■ TASK BRIEF
Take the material below and retype it in full; pictures are left out.
== AVAILABLE DATA ==
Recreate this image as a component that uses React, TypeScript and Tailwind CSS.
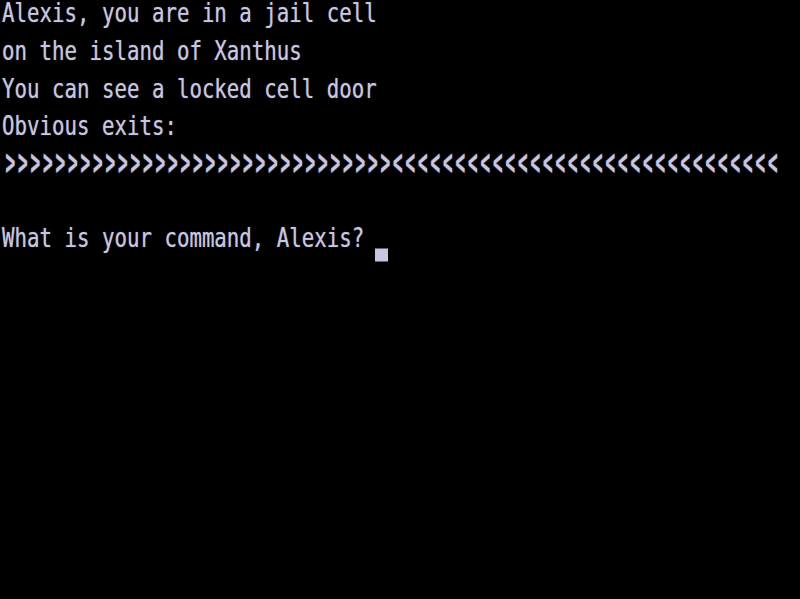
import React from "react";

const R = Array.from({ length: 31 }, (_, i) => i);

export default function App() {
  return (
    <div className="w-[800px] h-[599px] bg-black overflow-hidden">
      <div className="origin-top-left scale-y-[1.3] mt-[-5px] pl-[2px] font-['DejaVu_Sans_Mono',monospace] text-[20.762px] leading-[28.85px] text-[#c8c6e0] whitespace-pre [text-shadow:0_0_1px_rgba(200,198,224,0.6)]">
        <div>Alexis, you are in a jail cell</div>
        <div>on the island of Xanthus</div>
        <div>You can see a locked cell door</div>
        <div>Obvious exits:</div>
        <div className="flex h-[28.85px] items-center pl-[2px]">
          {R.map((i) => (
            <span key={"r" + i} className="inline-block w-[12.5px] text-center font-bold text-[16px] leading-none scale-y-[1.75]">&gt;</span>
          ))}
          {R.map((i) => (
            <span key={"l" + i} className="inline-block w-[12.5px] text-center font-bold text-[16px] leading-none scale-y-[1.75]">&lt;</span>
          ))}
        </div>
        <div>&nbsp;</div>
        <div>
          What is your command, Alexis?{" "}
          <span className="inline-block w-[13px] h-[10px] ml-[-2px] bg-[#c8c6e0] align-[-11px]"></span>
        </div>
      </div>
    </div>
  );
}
===
■ RESULT OF THIS EXERCISE
Recreate this image as a component that uses React, TypeScript and Tailwind CSS.
import React from "react";

const R = Array.from({ length: 31 }, (_, i) => i);

export default function App() {
  return (
    <div className="w-[800px] h-[599px] bg-black overflow-hidden">
      <div className="origin-top-left scale-y-[1.3] mt-[-5px] pl-[2px] font-['DejaVu_Sans_Mono',monospace] text-[20.762px] leading-[28.85px] text-[#c8c6e0] whitespace-pre [text-shadow:0_0_1px_rgba(200,198,224,0.6)]">
        <div>Alexis, you are in a jail cell</div>
        <div>on the island of Xanthus</div>
        <div>You can see a locked cell door</div>
        <div>Obvious exits:</div>
        <div className="flex h-[28.85px] items-center pl-[2px]">
          {R.map((i) => (
            <span key={"r" + i} className="inline-block w-[12.5px] text-center font-bold text-[16px] leading-none scale-y-[1.75]">&gt;</span>
          ))}
          {R.map((i) => (
            <span key={"l" + i} className="inline-block w-[12.5px] text-center font-bold text-[16px] leading-none scale-y-[1.75]">&lt;</span>
          ))}
        </div>
        <div>&nbsp;</div>
        <div>
          What is your command, Alexis?{" "}
          <span className="inline-block w-[13px] h-[10px] ml-[-2px] bg-[#c8c6e0] align-[-11px]"></span>
        </div>
      </div>
    </div>
  );
}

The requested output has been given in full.